Ford Motor Co. is firing a series of broadsides at South Korea, accusing the Asian nation of keeping its market closed to foreign cars, even as it uses a free trade deal negotiated with the United States to expand auto sales here to record levels.
Korean representatives dismissed the allegations and pointed to a 2007 trade agreement between the two countries designed to offset past problems that kept the Korean car market virtually closed.
“For every 52 cars Korea ships here, the U.S. can only export one there,” blared a new website posted by Ford, at www.ford.com/freetrade.
“We believe in free trade,” the website continued, “and this isn’t it,” it said, noting that only 5% of the currently cars sold in South Korea come from abroad.
Ford’s concerns about the Korean market can be better understood by recognizing that it has no direct access to what is otherwise one of the biggest Asian sources of car sales – unlike chief rival, General Motors. Until the late 1990s, Ford partnered with Korean carmaker Kia, but in the wake of the Asian economic meltdown that manufacturer was sold to its cross-town rival, Hyundai.
General Motors, on the other hand, was able to use the financial crisis to gain control of Korea’s third-largest carmaker, Daewoo, in 2002. Now marketing under the Chevrolet brand, that gives GM direct access to what most foreign manufacturers agree is a closed market.
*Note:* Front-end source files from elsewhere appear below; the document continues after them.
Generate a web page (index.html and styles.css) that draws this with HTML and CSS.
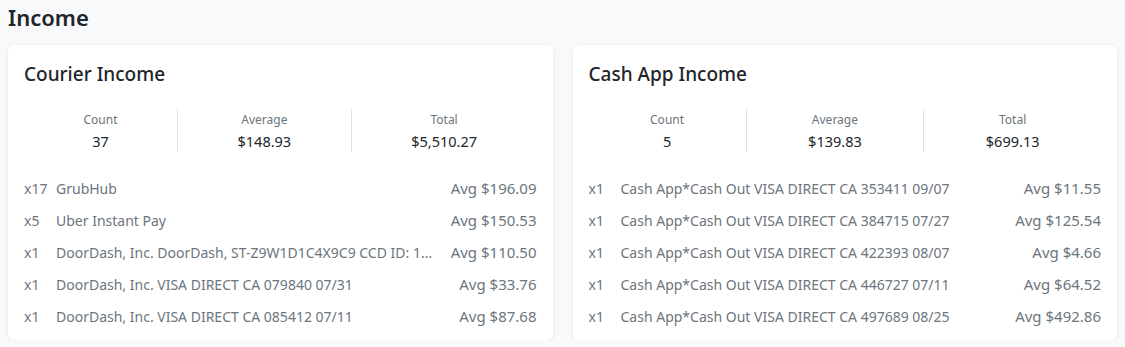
FILE: index.html
```html
<!DOCTYPE html>
<html>
<head>
<meta charset="utf-8">
<link rel="stylesheet" href="styles.css">
</head>
<body>
<main class="page">
  <h2 class="page-title">Income</h2>
  <div class="cards">
    <section class="card">
      <h3 class="card-title">Courier Income</h3>
      <div class="stats">
        <div class="stat"><div class="stat-label">Count</div><div class="stat-value">37</div></div>
        <div class="stat"><div class="stat-label">Average</div><div class="stat-value">$148.93</div></div>
        <div class="stat"><div class="stat-label">Total</div><div class="stat-value">$5,510.27</div></div>
      </div>
      <ul class="rows">
        <li class="row"><span class="cnt">x17</span><span class="name">GrubHub</span><span class="avg">Avg $196.09</span></li>
        <li class="row"><span class="cnt">x5</span><span class="name">Uber Instant Pay</span><span class="avg">Avg $150.53</span></li>
        <li class="row"><span class="cnt">x1</span><span class="name">DoorDash, Inc. DoorDash, ST-Z9W1D1C4X9C9 CCD ID: 1234567890</span><span class="avg">Avg $110.50</span></li>
        <li class="row"><span class="cnt">x1</span><span class="name">DoorDash, Inc. VISA DIRECT CA 079840 07/31</span><span class="avg">Avg $33.76</span></li>
        <li class="row"><span class="cnt">x1</span><span class="name">DoorDash, Inc. VISA DIRECT CA 085412 07/11</span><span class="avg">Avg $87.68</span></li>
      </ul>
    </section>
    <section class="card">
      <h3 class="card-title">Cash App Income</h3>
      <div class="stats">
        <div class="stat"><div class="stat-label">Count</div><div class="stat-value">5</div></div>
        <div class="stat"><div class="stat-label">Average</div><div class="stat-value">$139.83</div></div>
        <div class="stat"><div class="stat-label">Total</div><div class="stat-value">$699.13</div></div>
      </div>
      <ul class="rows">
        <li class="row"><span class="cnt">x1</span><span class="name">Cash App*Cash Out VISA DIRECT CA 353411 09/07</span><span class="avg">Avg $11.55</span></li>
        <li class="row"><span class="cnt">x1</span><span class="name">Cash App*Cash Out VISA DIRECT CA 384715 07/27</span><span class="avg">Avg $125.54</span></li>
        <li class="row"><span class="cnt">x1</span><span class="name">Cash App*Cash Out VISA DIRECT CA 422393 08/07</span><span class="avg">Avg $4.66</span></li>
        <li class="row"><span class="cnt">x1</span><span class="name">Cash App*Cash Out VISA DIRECT CA 446727 07/11</span><span class="avg">Avg $64.52</span></li>
        <li class="row"><span class="cnt">x1</span><span class="name">Cash App*Cash Out VISA DIRECT CA 497689 08/25</span><span class="avg">Avg $492.86</span></li>
      </ul>
    </section>
  </div>
</main>
</body>
</html>
```
FILE: styles.css
```css
* { box-sizing: border-box; }
html, body { margin: 0; padding: 0; }
body {
  background: #f8f9fa;
  font-family: "Noto Sans", "Open Sans", sans-serif;
  color: #212529;
}
.page { padding: 2px 8px 0; }
.page-title {
  margin: 0;
  font-size: 22px;
  line-height: 30px;
  font-weight: 600;
  color: #212529;
}
.cards {
  margin-top: 13px;
  display: grid;
  grid-template-columns: 1fr 1fr;
  gap: 20px;
}
.card {
  background: #fff;
  border-radius: 6px;
  box-shadow: 0 1px 4px rgba(0,0,0,0.08);
  padding: 16px 16px 8px;
  min-width: 0;
}
.card-title {
  margin: 0;
  font-size: 19px;
  line-height: 26px;
  font-weight: 500;
  color: #212529;
}
.stats {
  display: flex;
  margin-top: 22px;
}
.stat {
  flex: 1 1 auto;
  text-align: center;
  border-left: 1px solid #dee2e6;
}
.stat:first-child { border-left: none; }
.stat-label {
  font-size: 12px;
  line-height: 21px;
  color: #6c757d;
}
.stat-value {
  font-size: 14.5px;
  line-height: 22px;
  color: #212529;
}
.rows {
  list-style: none;
  margin: 20px 0 0;
  padding: 0;
}
.row {
  display: flex;
  align-items: center;
  height: 32px;
  font-size: 14px;
  color: #6c757d;
}
.cnt { flex: 0 0 32px; }
.name {
  flex: 1 1 auto;
  min-width: 0;
  overflow: hidden;
  white-space: nowrap;
  text-overflow: ellipsis;
}
.avg {
  flex: 0 0 auto;
  margin-left: 12px;
  font-size: 15px;
  text-align: right;
}
```
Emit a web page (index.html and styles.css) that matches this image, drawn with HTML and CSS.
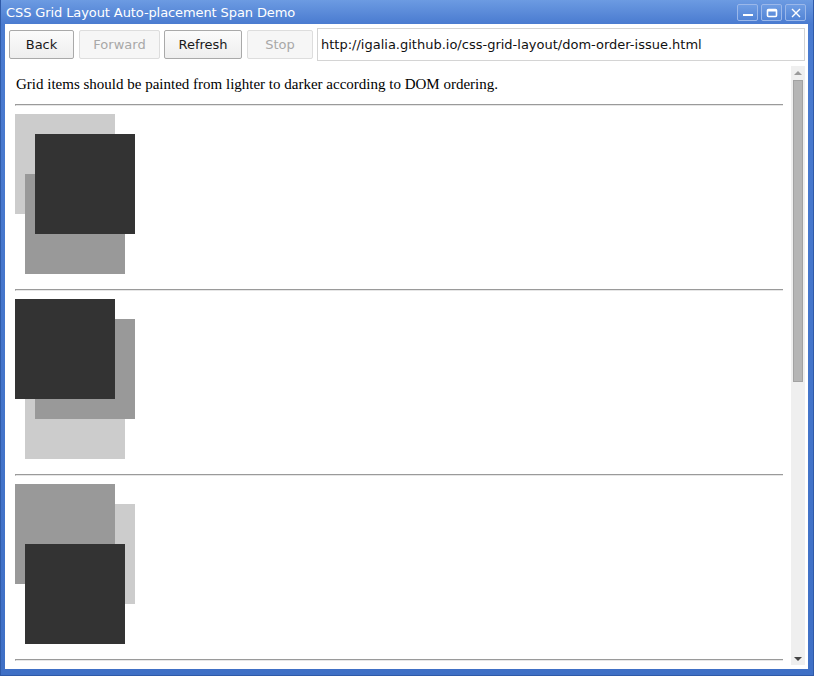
FILE: index.html
```html
<!DOCTYPE html>
<html>
<head>
<meta charset="utf-8">
<title>CSS Grid Layout Auto-placement Span Demo</title>
<link rel="stylesheet" href="styles.css">
</head>
<body>
<div class="window">
  <div class="titlebar">
    <span class="title">CSS Grid Layout Auto-placement Span Demo</span>
    <div class="controls">
      <span class="ctl"><svg width="12" height="10" viewBox="0 0 12 10"><rect x="1" y="6" width="10" height="2" fill="#fff"/></svg></span>
      <span class="ctl"><svg width="12" height="10" viewBox="0 0 12 10"><rect x="1.5" y="1.5" width="9" height="7" rx="1" fill="none" stroke="#fff" stroke-width="1.6"/><rect x="1.5" y="1.5" width="9" height="2" fill="#fff"/></svg></span>
      <span class="ctl"><svg width="12" height="10" viewBox="0 0 12 10"><path d="M2 1 L10 9 M10 1 L2 9" stroke="#fff" stroke-width="1.4"/></svg></span>
    </div>
  </div>
  <div class="client">
    <div class="toolbar">
      <button class="btn btn-back">Back</button>
      <button class="btn btn-fwd" disabled>Forward</button>
      <button class="btn btn-refresh">Refresh</button>
      <button class="btn btn-stop" disabled>Stop</button>
      <div class="url">http://igalia.github.io/css-grid-layout/dom-order-issue.html</div>
    </div>
    <div class="viewport">
      <div class="page">
        <p class="intro">Grid items should be painted from lighter to darker according to DOM ordering.</p>
        <hr class="rule">
        <div class="grid">
          <div class="item a light"></div>
          <div class="item b medium"></div>
          <div class="item c dark"></div>
        </div>
        <hr class="rule">
        <div class="grid">
          <div class="item b light"></div>
          <div class="item c medium"></div>
          <div class="item a dark"></div>
        </div>
        <hr class="rule">
        <div class="grid">
          <div class="item c light"></div>
          <div class="item a medium"></div>
          <div class="item b dark"></div>
        </div>
        <hr class="rule">
      </div>
      <div class="scrollbar">
        <div class="arrow up"></div>
        <div class="track"><div class="thumb"></div></div>
        <div class="arrow down"></div>
      </div>
    </div>
  </div>
</div>
</body>
</html>
```
FILE: styles.css
```css
html, body {
  margin: 0;
  padding: 0;
  background: #ffffff;
}

.window {
  width: 814px;
  height: 676px;
  box-sizing: border-box;
  display: flex;
  flex-direction: column;
  background: linear-gradient(#6c9be2, #4a7bd0 24px, #3f70c6);
  padding: 0 5px 6px 4px;
  border-left: 1px solid #2f5aa8;
  border-right: 1px solid #2f5aa8;
  border-bottom: 1px solid #2f5aa8;
}

.titlebar {
  height: 24px;
  display: flex;
  align-items: center;
  justify-content: space-between;
  padding: 0 2px 0 1px;
}

.title {
  font-family: "DejaVu Sans", sans-serif;
  font-size: 13px;
  color: #ffffff;
  letter-spacing: -0.1px;
}

.controls {
  display: flex;
  gap: 3px;
  margin-top: 1px;
}

.ctl {
  width: 19px;
  height: 15px;
  border: 1px solid #9bb8ea;
  border-radius: 2px;
  background: linear-gradient(#6f9de3, #5284d6);
  display: flex;
  align-items: center;
  justify-content: center;
}

.client {
  flex: 1;
  background: #ffffff;
  display: flex;
  flex-direction: column;
  padding: 0 3px 4px 2px;
  min-height: 0;
}

.toolbar {
  height: 41px;
  box-sizing: border-box;
  display: flex;
  align-items: center;
  padding: 0 0 0 2px;
  gap: 4px;
}

.btn {
  height: 29px;
  box-sizing: border-box;
  font-family: "DejaVu Sans", sans-serif;
  font-size: 13px;
  color: #1a1a1a;
  background: linear-gradient(#fbfbfb, #eeeeee);
  border: 1px solid #a9a9a9;
  border-radius: 2px;
  padding: 0;
  margin: 0;
}

.btn[disabled] {
  color: #a8a8a8;
  background: #f6f6f6;
  border-color: #dddddd;
}

.btn-back { width: 65px; margin-right: 1px; }
.btn-fwd { width: 81px; }
.btn-refresh { width: 78px; margin-right: 1px; }
.btn-stop { width: 66px; }

.url {
  flex: 1;
  height: 33px;
  box-sizing: border-box;
  border: 1px solid #d4d4d4;
  background: #ffffff;
  font-family: "DejaVu Sans", sans-serif;
  font-size: 13px;
  color: #111111;
  display: flex;
  align-items: center;
  padding-left: 3px;
}

.viewport {
  flex: 1;
  display: flex;
  min-height: 0;
  margin-top: 1px;
}

.page {
  flex: 1;
  padding: 0 8px;
  overflow: hidden;
}

.intro {
  margin: 0;
  padding-top: 10px;
  height: 38px;
  box-sizing: border-box;
  font-family: "Liberation Serif", serif;
  font-size: 15px;
  line-height: 17px;
  color: #000000;
  padding-left: 1px;
  white-space: nowrap;
}

.rule {
  margin: 0;
  height: 0;
  border: 0;
  border-top: 1px solid #9a9a9a;
  border-left: 1px solid #9a9a9a;
  border-bottom: 1px solid #e6e6e6;
}

.grid {
  display: grid;
  grid-template-columns: 10px 10px 80px 10px 10px;
  grid-template-rows: 20px 40px 40px 20px 40px;
  width: 120px;
  margin: 8px 0 15px;
}

.item { min-width: 0; min-height: 0; }
.a { grid-column: 1 / 4; grid-row: 1 / 4; }
.b { grid-column: 2 / 5; grid-row: 3 / 6; }
.c { grid-column: 3 / 6; grid-row: 2 / 5; }

.light { background: #cccccc; z-index: 1; }
.medium { background: #999999; z-index: 2; }
.dark { background: #333333; z-index: 3; }

.scrollbar {
  width: 14px;
  background: #efefef;
  display: flex;
  flex-direction: column;
  align-items: center;
}

.arrow {
  height: 13px;
  width: 14px;
  display: flex;
  align-items: center;
  justify-content: center;
}

.arrow.up::before {
  content: "";
  border-left: 4px solid transparent;
  border-right: 4px solid transparent;
  border-bottom: 4px solid #9a9a9a;
}

.arrow.down::before {
  content: "";
  border-left: 4px solid transparent;
  border-right: 4px solid transparent;
  border-top: 4px solid #444444;
}

.track {
  flex: 1;
  width: 100%;
  display: flex;
  justify-content: center;
  padding-top: 1px;
}

.thumb {
  width: 10px;
  height: 302px;
  box-sizing: border-box;
  background: #b5b5b5;
  border: 1px solid #a2a2a2;
}
```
The Koreans, however, are defending their practices, and point to the fact that while still small, foreign vehicle sales have been growing at an annual rate of 41% since 2000.
The Koreans, as part of a 2007 trade agreement negotiated by the Bush Administration, promised to immediately eliminate an 8% tariff on imported automobiles, while the U.S. agreed to phase out its own tariffs on Korean cars over a 10-year period. But the trade agreement was never approved by Congress.
Meanwhile, industry experts contend there are other institutional restrictions on imports, though other observers caution that there are also social strictures against foreign cars. And many of the models Detroit has tried to market in Korea are simply too large for the market, which has generally favored smaller vehicles with compact, fuel-efficient engines for its crowded urban roads.
Nonetheless, Ford has been blasting the Korean in a series of ads run in newspapers across the country, and on the new website.
“The key message here is that the Koreans have to open their market to the U.S. automotive industry,” Ford Vice President Steve Biegun said Wednesday.
The potential for trade problems between the U.S. and Korea is something company insiders at Hyundai and Kia admit they are well aware of – and concerned about. The two brands have been setting sales records in recent months – and seen their combined share of the American market jump to 6.4% — and hope to avoid getting caught in the middle of the dispute.
But they have been taking steps to offset the issue by setting up their own assembly plants in the U.S., Hyundai with a plant in Alabama, Kia with a new factory in Georgia.